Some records

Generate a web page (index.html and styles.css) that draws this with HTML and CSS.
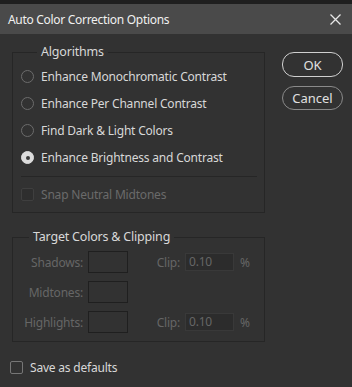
FILE: index.html
```html
<!DOCTYPE html>
<html>
<head>
    <meta name='viewport' content='width=device-width, initial-scale=1'>
    <link rel="stylesheet" href="styles.css">
</head>
<body>
<div class="topstrip"></div>
<div class="titlebar">
    <span class="title">Auto Color Correction Options</span>
    <svg class="close" width="11" height="11" viewBox="0 0 11 11">
        <path d="M0.5 0.5 L10.5 10.5 M10.5 0.5 L0.5 10.5" stroke="#e8e8e8" stroke-width="1.3"/>
    </svg>
</div>

<div class="dialog">
    <div class="main">
        <fieldset class="group">
            <legend>Algorithms</legend>
            <label class="row"><span class="radio"></span>Enhance Monochromatic Contrast</label>
            <label class="row"><span class="radio"></span>Enhance Per Channel Contrast</label>
            <label class="row"><span class="radio"></span>Find Dark &amp; Light Colors</label>
            <label class="row"><span class="radio checked"></span>Enhance Brightness and Contrast</label>
            <div class="sep"></div>
            <label class="row disabled"><span class="check dim"></span>Snap Neutral Midtones</label>
        </fieldset>

        <fieldset class="group target">
            <legend>Target Colors &amp; Clipping</legend>
            <div class="trow">
                <span class="tlabel">Shadows:</span>
                <span class="swatch"></span>
                <span class="clip">Clip:</span>
                <span class="field">0.10</span>
                <span class="pct">%</span>
            </div>
            <div class="trow">
                <span class="tlabel">Midtones:</span>
                <span class="swatch"></span>
            </div>
            <div class="trow">
                <span class="tlabel">Highlights:</span>
                <span class="swatch"></span>
                <span class="clip">Clip:</span>
                <span class="field">0.10</span>
                <span class="pct">%</span>
            </div>
        </fieldset>

        <label class="row save"><span class="check"></span>Save as defaults</label>
    </div>

    <div class="buttons">
        <button class="btn default">OK</button>
        <button class="btn">Cancel</button>
    </div>
</div>
</body>
</html>
```

FILE: styles.css
```css
html, body {
    margin: 0;
    padding: 0;
    background: #323232;
    font-family: 'Noto Sans', 'Open Sans', sans-serif;
    font-size: 12px;
    letter-spacing: -0.2px;
    color: #d8d8d8;
    height: 387px;
    overflow: hidden;
}

.topstrip {
    height: 4px;
    background: #1f1f1f;
}

.titlebar {
    height: 30px;
    background: #4a4a4a;
    display: flex;
    align-items: center;
    justify-content: space-between;
    padding: 0 11px 0 8px;
}

.title {
    color: #f0f0f0;
    font-size: 12px;
    letter-spacing: -0.3px;
}

.dialog {
    display: flex;
    padding: 0 0 0 12px;
}

.main {
    width: 253px;
}

.group {
    margin: 10px 0 0 0;
    padding: 3px 7px 4px 8px;
    border: 1px solid #262626;
    min-width: 0;
}

.group legend {
    margin-left: 16px;
    padding: 0 4px;
    line-height: 16px;
    font-size: 12.5px;
    color: #d8d8d8;
}

.row {
    display: flex;
    align-items: center;
    height: 27px;
}

.radio {
    width: 11px;
    height: 11px;
    border: 1px solid #6c6c6c;
    border-radius: 50%;
    margin-right: 7px;
    box-sizing: content-box;
    position: relative;
}

.radio.checked {
    background: #dcdcdc;
    border-color: #dcdcdc;
}

.radio.checked::after {
    content: '';
    position: absolute;
    left: 3.5px;
    top: 3.5px;
    width: 4px;
    height: 4px;
    border-radius: 50%;
    background: #3a3a3a;
}

.sep {
    height: 1px;
    background: #262626;
    margin: 5px 0 4px 0;
}

.check {
    width: 11px;
    height: 11px;
    border: 1px solid #767676;
    border-radius: 2px;
    margin-right: 7px;
}

.check.dim {
    border-color: #3f3f3f;
    background: #2e2e2e;
}

.disabled {
    color: #6a6a6a;
}

.target {
    margin-top: 16px;
    padding: 2px 0 4px 0;
}

.trow {
    display: flex;
    align-items: center;
    height: 30px;
    color: #666;
}

.tlabel {
    width: 70px;
    text-align: right;
    margin-right: 5px;
}

.swatch {
    width: 38px;
    height: 20px;
    border: 1px solid #1f1f1f;
}

.clip {
    width: 52px;
    text-align: right;
    margin-right: 5px;
}

.field {
    width: 44px;
    height: 16px;
    line-height: 16px;
    padding: 0 0 0 3px;
    background: #2c2c2c;
    border: 1px solid #393939;
    margin-right: 6px;
}

.save {
    margin: 15px 0 0 -2px;
    height: 20px;
}

.buttons {
    display: flex;
    flex-direction: column;
    margin: 18px 0 0 17px;
}

.btn {
    width: 61px;
    height: 24px;
    border-radius: 12px;
    border: 1px solid #8a8a8a;
    background: transparent;
    color: #e0e0e0;
    font-family: 'Noto Sans', 'Open Sans', sans-serif;
    font-size: 13px;
    padding: 0;
    margin-bottom: 9px;
}

.btn.default {
    height: 25px;
    border-color: #d0d0d0;
}
```
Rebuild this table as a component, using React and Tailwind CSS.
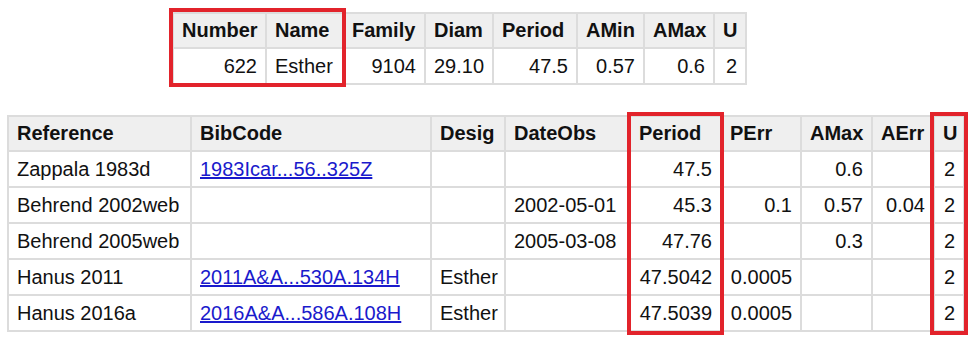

- [Stated problem]:
Search the data for "styles" and list every line in which it occurs.

- [Complete answer]:
Generate a web page (index.html and styles.css) that draws this with HTML and CSS.
    <link rel="stylesheet" href="styles.css">
FILE: styles.css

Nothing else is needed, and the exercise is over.